_Collected data_
□ □ □

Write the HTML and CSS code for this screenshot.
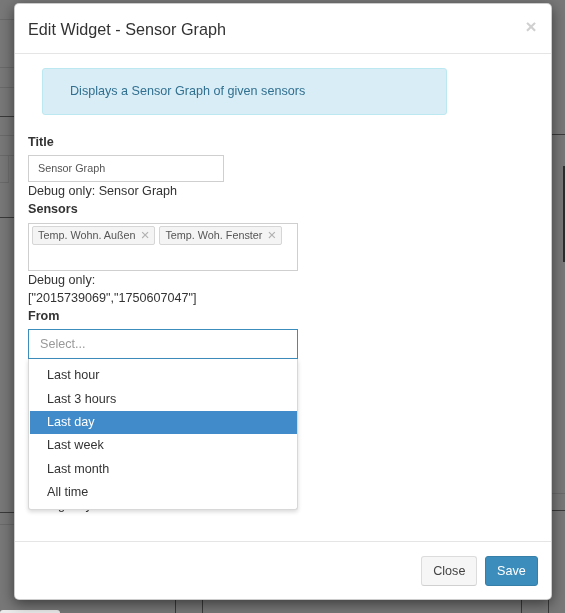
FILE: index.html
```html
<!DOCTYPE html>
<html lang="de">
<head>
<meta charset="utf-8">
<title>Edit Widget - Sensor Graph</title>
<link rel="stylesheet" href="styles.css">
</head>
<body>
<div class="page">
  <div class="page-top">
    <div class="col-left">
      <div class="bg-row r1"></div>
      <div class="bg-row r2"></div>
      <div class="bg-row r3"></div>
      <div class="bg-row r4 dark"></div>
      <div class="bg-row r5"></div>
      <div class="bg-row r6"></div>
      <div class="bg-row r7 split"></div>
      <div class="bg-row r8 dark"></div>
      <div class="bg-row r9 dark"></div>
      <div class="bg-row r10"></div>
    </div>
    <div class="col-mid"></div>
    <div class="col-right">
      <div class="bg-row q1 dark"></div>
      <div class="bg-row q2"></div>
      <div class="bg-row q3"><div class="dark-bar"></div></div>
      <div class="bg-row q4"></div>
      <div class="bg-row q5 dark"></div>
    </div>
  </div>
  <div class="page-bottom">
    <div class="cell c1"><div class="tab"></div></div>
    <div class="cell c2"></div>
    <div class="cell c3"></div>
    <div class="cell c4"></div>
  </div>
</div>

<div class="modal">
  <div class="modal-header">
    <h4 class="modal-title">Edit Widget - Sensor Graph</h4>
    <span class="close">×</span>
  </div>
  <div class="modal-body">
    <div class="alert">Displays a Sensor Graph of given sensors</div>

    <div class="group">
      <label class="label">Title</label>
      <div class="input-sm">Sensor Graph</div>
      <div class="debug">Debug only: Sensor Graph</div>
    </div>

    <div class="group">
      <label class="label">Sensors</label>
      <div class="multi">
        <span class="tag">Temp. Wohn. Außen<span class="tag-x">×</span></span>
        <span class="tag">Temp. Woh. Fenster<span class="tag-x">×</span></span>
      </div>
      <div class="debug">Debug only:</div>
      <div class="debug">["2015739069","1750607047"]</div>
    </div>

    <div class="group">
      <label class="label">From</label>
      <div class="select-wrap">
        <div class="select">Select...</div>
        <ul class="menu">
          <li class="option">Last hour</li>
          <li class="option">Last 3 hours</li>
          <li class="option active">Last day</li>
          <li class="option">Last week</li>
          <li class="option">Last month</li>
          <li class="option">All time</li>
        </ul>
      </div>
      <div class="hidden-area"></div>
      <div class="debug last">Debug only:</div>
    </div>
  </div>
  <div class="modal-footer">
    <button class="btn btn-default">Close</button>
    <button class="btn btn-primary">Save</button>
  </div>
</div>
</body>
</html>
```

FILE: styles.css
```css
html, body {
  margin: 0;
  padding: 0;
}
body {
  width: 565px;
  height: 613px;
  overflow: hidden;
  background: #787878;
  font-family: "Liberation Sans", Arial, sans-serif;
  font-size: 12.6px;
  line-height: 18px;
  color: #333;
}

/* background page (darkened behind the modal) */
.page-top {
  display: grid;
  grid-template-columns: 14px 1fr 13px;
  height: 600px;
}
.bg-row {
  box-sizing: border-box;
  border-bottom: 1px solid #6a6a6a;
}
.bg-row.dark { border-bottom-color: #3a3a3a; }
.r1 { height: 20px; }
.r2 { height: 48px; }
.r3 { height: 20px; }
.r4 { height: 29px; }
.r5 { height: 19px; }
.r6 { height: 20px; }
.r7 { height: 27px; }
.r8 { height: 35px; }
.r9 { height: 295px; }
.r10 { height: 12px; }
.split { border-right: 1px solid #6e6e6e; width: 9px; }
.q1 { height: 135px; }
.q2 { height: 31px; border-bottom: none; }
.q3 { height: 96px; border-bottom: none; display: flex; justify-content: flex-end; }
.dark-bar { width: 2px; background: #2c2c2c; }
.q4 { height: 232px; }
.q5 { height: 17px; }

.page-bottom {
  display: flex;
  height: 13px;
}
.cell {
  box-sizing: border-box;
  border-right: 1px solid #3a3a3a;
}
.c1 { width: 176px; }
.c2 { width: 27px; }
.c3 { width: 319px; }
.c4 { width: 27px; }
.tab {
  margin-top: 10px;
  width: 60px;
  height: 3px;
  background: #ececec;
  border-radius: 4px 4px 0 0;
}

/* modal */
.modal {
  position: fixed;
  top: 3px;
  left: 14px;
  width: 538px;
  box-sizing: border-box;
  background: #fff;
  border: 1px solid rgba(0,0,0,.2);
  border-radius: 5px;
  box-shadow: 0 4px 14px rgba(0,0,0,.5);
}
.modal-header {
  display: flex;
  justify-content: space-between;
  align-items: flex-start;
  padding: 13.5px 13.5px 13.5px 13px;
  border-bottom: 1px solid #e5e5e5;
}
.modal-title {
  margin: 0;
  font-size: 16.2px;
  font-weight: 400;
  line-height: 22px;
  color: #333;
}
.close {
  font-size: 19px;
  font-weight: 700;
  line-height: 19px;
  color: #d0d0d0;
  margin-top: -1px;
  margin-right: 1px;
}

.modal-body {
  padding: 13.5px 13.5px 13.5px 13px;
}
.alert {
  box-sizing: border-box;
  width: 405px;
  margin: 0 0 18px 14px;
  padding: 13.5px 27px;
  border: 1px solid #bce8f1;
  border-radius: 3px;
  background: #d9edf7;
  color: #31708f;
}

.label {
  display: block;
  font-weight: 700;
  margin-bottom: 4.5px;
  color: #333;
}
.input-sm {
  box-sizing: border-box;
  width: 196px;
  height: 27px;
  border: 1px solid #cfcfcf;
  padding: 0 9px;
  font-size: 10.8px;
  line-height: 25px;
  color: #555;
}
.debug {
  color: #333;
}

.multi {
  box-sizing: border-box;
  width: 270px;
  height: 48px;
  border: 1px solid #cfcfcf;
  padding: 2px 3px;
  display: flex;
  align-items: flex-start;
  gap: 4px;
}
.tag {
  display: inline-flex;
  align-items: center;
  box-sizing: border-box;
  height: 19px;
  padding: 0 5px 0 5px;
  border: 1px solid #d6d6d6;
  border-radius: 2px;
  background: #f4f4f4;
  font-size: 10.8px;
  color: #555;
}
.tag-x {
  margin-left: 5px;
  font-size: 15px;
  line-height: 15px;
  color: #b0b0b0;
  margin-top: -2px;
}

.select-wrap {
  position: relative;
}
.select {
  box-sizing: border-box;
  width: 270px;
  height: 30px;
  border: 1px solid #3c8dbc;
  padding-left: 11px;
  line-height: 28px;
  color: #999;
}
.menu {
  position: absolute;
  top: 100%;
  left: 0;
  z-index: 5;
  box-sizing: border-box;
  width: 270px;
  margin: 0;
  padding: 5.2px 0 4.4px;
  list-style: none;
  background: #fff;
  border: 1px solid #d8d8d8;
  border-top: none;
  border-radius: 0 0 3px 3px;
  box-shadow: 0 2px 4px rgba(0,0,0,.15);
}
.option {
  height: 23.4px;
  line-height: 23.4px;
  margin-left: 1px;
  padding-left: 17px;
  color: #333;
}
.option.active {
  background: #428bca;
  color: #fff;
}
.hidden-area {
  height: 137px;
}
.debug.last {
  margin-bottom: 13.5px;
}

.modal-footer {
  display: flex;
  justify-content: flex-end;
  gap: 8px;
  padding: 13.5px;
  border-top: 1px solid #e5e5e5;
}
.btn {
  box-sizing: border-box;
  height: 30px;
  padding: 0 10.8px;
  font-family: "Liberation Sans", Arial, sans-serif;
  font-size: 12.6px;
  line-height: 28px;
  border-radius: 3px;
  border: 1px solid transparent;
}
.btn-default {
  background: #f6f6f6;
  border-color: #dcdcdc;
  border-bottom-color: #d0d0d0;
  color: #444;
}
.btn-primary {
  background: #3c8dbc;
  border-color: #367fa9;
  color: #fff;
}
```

□ □ □

_What needs to be done_
In the copy, include no pictures; restate the listing above exactly.

_Exercise result_
Write the HTML and CSS code for this screenshot.
FILE: index.html
```html
<!DOCTYPE html>
<html lang="de">
<head>
<meta charset="utf-8">
<title>Edit Widget - Sensor Graph</title>
<link rel="stylesheet" href="styles.css">
</head>
<body>
<div class="page">
  <div class="page-top">
    <div class="col-left">
      <div class="bg-row r1"></div>
      <div class="bg-row r2"></div>
      <div class="bg-row r3"></div>
      <div class="bg-row r4 dark"></div>
      <div class="bg-row r5"></div>
      <div class="bg-row r6"></div>
      <div class="bg-row r7 split"></div>
      <div class="bg-row r8 dark"></div>
      <div class="bg-row r9 dark"></div>
      <div class="bg-row r10"></div>
    </div>
    <div class="col-mid"></div>
    <div class="col-right">
      <div class="bg-row q1 dark"></div>
      <div class="bg-row q2"></div>
      <div class="bg-row q3"><div class="dark-bar"></div></div>
      <div class="bg-row q4"></div>
      <div class="bg-row q5 dark"></div>
    </div>
  </div>
  <div class="page-bottom">
    <div class="cell c1"><div class="tab"></div></div>
    <div class="cell c2"></div>
    <div class="cell c3"></div>
    <div class="cell c4"></div>
  </div>
</div>

<div class="modal">
  <div class="modal-header">
    <h4 class="modal-title">Edit Widget - Sensor Graph</h4>
    <span class="close">×</span>
  </div>
  <div class="modal-body">
    <div class="alert">Displays a Sensor Graph of given sensors</div>

    <div class="group">
      <label class="label">Title</label>
      <div class="input-sm">Sensor Graph</div>
      <div class="debug">Debug only: Sensor Graph</div>
    </div>

    <div class="group">
      <label class="label">Sensors</label>
      <div class="multi">
        <span class="tag">Temp. Wohn. Außen<span class="tag-x">×</span></span>
        <span class="tag">Temp. Woh. Fenster<span class="tag-x">×</span></span>
      </div>
      <div class="debug">Debug only:</div>
      <div class="debug">["2015739069","1750607047"]</div>
    </div>

    <div class="group">
      <label class="label">From</label>
      <div class="select-wrap">
        <div class="select">Select...</div>
        <ul class="menu">
          <li class="option">Last hour</li>
          <li class="option">Last 3 hours</li>
          <li class="option active">Last day</li>
          <li class="option">Last week</li>
          <li class="option">Last month</li>
          <li class="option">All time</li>
        </ul>
      </div>
      <div class="hidden-area"></div>
      <div class="debug last">Debug only:</div>
    </div>
  </div>
  <div class="modal-footer">
    <button class="btn btn-default">Close</button>
    <button class="btn btn-primary">Save</button>
  </div>
</div>
</body>
</html>
```

FILE: styles.css
```css
html, body {
  margin: 0;
  padding: 0;
}
body {
  width: 565px;
  height: 613px;
  overflow: hidden;
  background: #787878;
  font-family: "Liberation Sans", Arial, sans-serif;
  font-size: 12.6px;
  line-height: 18px;
  color: #333;
}

/* background page (darkened behind the modal) */
.page-top {
  display: grid;
  grid-template-columns: 14px 1fr 13px;
  height: 600px;
}
.bg-row {
  box-sizing: border-box;
  border-bottom: 1px solid #6a6a6a;
}
.bg-row.dark { border-bottom-color: #3a3a3a; }
.r1 { height: 20px; }
.r2 { height: 48px; }
.r3 { height: 20px; }
.r4 { height: 29px; }
.r5 { height: 19px; }
.r6 { height: 20px; }
.r7 { height: 27px; }
.r8 { height: 35px; }
.r9 { height: 295px; }
.r10 { height: 12px; }
.split { border-right: 1px solid #6e6e6e; width: 9px; }
.q1 { height: 135px; }
.q2 { height: 31px; border-bottom: none; }
.q3 { height: 96px; border-bottom: none; display: flex; justify-content: flex-end; }
.dark-bar { width: 2px; background: #2c2c2c; }
.q4 { height: 232px; }
.q5 { height: 17px; }

.page-bottom {
  display: flex;
  height: 13px;
}
.cell {
  box-sizing: border-box;
  border-right: 1px solid #3a3a3a;
}
.c1 { width: 176px; }
.c2 { width: 27px; }
.c3 { width: 319px; }
.c4 { width: 27px; }
.tab {
  margin-top: 10px;
  width: 60px;
  height: 3px;
  background: #ececec;
  border-radius: 4px 4px 0 0;
}

/* modal */
.modal {
  position: fixed;
  top: 3px;
  left: 14px;
  width: 538px;
  box-sizing: border-box;
  background: #fff;
  border: 1px solid rgba(0,0,0,.2);
  border-radius: 5px;
  box-shadow: 0 4px 14px rgba(0,0,0,.5);
}
.modal-header {
  display: flex;
  justify-content: space-between;
  align-items: flex-start;
  padding: 13.5px 13.5px 13.5px 13px;
  border-bottom: 1px solid #e5e5e5;
}
.modal-title {
  margin: 0;
  font-size: 16.2px;
  font-weight: 400;
  line-height: 22px;
  color: #333;
}
.close {
  font-size: 19px;
  font-weight: 700;
  line-height: 19px;
  color: #d0d0d0;
  margin-top: -1px;
  margin-right: 1px;
}

.modal-body {
  padding: 13.5px 13.5px 13.5px 13px;
}
.alert {
  box-sizing: border-box;
  width: 405px;
  margin: 0 0 18px 14px;
  padding: 13.5px 27px;
  border: 1px solid #bce8f1;
  border-radius: 3px;
  background: #d9edf7;
  color: #31708f;
}

.label {
  display: block;
  font-weight: 700;
  margin-bottom: 4.5px;
  color: #333;
}
.input-sm {
  box-sizing: border-box;
  width: 196px;
  height: 27px;
  border: 1px solid #cfcfcf;
  padding: 0 9px;
  font-size: 10.8px;
  line-height: 25px;
  color: #555;
}
.debug {
  color: #333;
}

.multi {
  box-sizing: border-box;
  width: 270px;
  height: 48px;
  border: 1px solid #cfcfcf;
  padding: 2px 3px;
  display: flex;
  align-items: flex-start;
  gap: 4px;
}
.tag {
  display: inline-flex;
  align-items: center;
  box-sizing: border-box;
  height: 19px;
  padding: 0 5px 0 5px;
  border: 1px solid #d6d6d6;
  border-radius: 2px;
  background: #f4f4f4;
  font-size: 10.8px;
  color: #555;
}
.tag-x {
  margin-left: 5px;
  font-size: 15px;
  line-height: 15px;
  color: #b0b0b0;
  margin-top: -2px;
}

.select-wrap {
  position: relative;
}
.select {
  box-sizing: border-box;
  width: 270px;
  height: 30px;
  border: 1px solid #3c8dbc;
  padding-left: 11px;
  line-height: 28px;
  color: #999;
}
.menu {
  position: absolute;
  top: 100%;
  left: 0;
  z-index: 5;
  box-sizing: border-box;
  width: 270px;
  margin: 0;
  padding: 5.2px 0 4.4px;
  list-style: none;
  background: #fff;
  border: 1px solid #d8d8d8;
  border-top: none;
  border-radius: 0 0 3px 3px;
  box-shadow: 0 2px 4px rgba(0,0,0,.15);
}
.option {
  height: 23.4px;
  line-height: 23.4px;
  margin-left: 1px;
  padding-left: 17px;
  color: #333;
}
.option.active {
  background: #428bca;
  color: #fff;
}
.hidden-area {
  height: 137px;
}
.debug.last {
  margin-bottom: 13.5px;
}

.modal-footer {
  display: flex;
  justify-content: flex-end;
  gap: 8px;
  padding: 13.5px;
  border-top: 1px solid #e5e5e5;
}
.btn {
  box-sizing: border-box;
  height: 30px;
  padding: 0 10.8px;
  font-family: "Liberation Sans", Arial, sans-serif;
  font-size: 12.6px;
  line-height: 28px;
  border-radius: 3px;
  border: 1px solid transparent;
}
.btn-default {
  background: #f6f6f6;
  border-color: #dcdcdc;
  border-bottom-color: #d0d0d0;
  color: #444;
}
.btn-primary {
  background: #3c8dbc;
  border-color: #367fa9;
  color: #fff;
}
```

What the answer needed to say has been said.